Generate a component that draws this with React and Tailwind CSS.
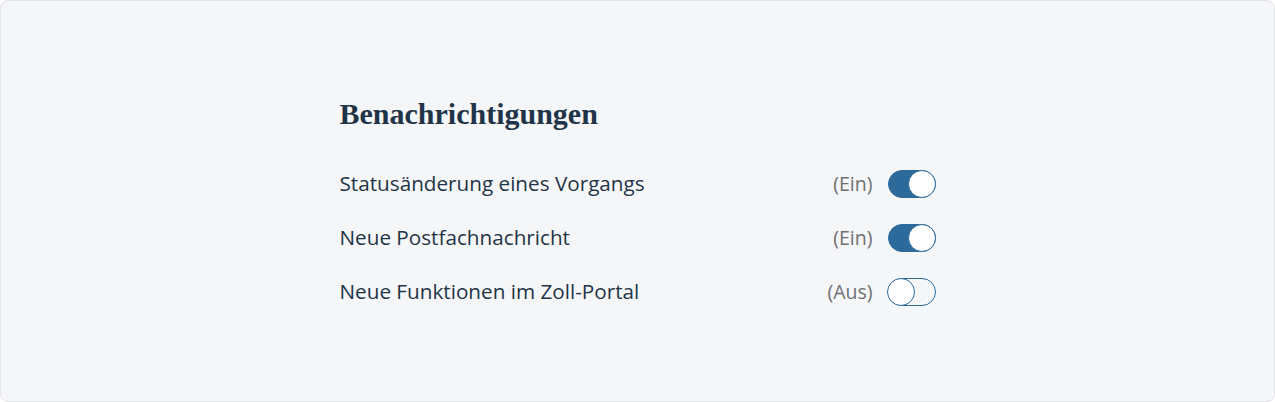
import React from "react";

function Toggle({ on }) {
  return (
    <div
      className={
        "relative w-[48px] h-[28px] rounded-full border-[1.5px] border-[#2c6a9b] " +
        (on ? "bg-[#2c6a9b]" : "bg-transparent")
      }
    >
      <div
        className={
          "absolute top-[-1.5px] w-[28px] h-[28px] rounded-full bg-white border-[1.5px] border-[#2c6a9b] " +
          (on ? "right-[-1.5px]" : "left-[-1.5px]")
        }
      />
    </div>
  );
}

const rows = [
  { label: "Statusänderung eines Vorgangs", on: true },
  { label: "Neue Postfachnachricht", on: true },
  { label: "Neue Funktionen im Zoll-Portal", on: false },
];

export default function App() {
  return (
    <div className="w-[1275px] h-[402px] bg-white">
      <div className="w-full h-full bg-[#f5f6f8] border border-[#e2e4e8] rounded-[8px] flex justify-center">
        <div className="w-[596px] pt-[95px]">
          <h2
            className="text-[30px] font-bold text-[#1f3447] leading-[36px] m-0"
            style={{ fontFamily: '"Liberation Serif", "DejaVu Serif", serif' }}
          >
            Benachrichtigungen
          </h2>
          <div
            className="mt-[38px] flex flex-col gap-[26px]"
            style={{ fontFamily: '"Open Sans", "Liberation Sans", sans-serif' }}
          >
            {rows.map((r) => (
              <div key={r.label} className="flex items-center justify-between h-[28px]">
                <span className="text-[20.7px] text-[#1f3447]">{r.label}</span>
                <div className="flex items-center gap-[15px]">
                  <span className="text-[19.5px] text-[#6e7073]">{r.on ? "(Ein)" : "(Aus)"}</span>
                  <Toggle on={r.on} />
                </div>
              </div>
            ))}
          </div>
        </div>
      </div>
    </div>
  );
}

+++++

- EXERCISE PROMPT:
Write the listing out a second time exactly, dropping all images.

- WORKED SOLUTION:
Generate a component that draws this with React and Tailwind CSS.
import React from "react";

function Toggle({ on }) {
  return (
    <div
      className={
        "relative w-[48px] h-[28px] rounded-full border-[1.5px] border-[#2c6a9b] " +
        (on ? "bg-[#2c6a9b]" : "bg-transparent")
      }
    >
      <div
        className={
          "absolute top-[-1.5px] w-[28px] h-[28px] rounded-full bg-white border-[1.5px] border-[#2c6a9b] " +
          (on ? "right-[-1.5px]" : "left-[-1.5px]")
        }
      />
    </div>
  );
}

const rows = [
  { label: "Statusänderung eines Vorgangs", on: true },
  { label: "Neue Postfachnachricht", on: true },
  { label: "Neue Funktionen im Zoll-Portal", on: false },
];

export default function App() {
  return (
    <div className="w-[1275px] h-[402px] bg-white">
      <div className="w-full h-full bg-[#f5f6f8] border border-[#e2e4e8] rounded-[8px] flex justify-center">
        <div className="w-[596px] pt-[95px]">
          <h2
            className="text-[30px] font-bold text-[#1f3447] leading-[36px] m-0"
            style={{ fontFamily: '"Liberation Serif", "DejaVu Serif", serif' }}
          >
            Benachrichtigungen
          </h2>
          <div
            className="mt-[38px] flex flex-col gap-[26px]"
            style={{ fontFamily: '"Open Sans", "Liberation Sans", sans-serif' }}
          >
            {rows.map((r) => (
              <div key={r.label} className="flex items-center justify-between h-[28px]">
                <span className="text-[20.7px] text-[#1f3447]">{r.label}</span>
                <div className="flex items-center gap-[15px]">
                  <span className="text-[19.5px] text-[#6e7073]">{r.on ? "(Ein)" : "(Aus)"}</span>
                  <Toggle on={r.on} />
                </div>
              </div>
            ))}
          </div>
        </div>
      </div>
    </div>
  );
}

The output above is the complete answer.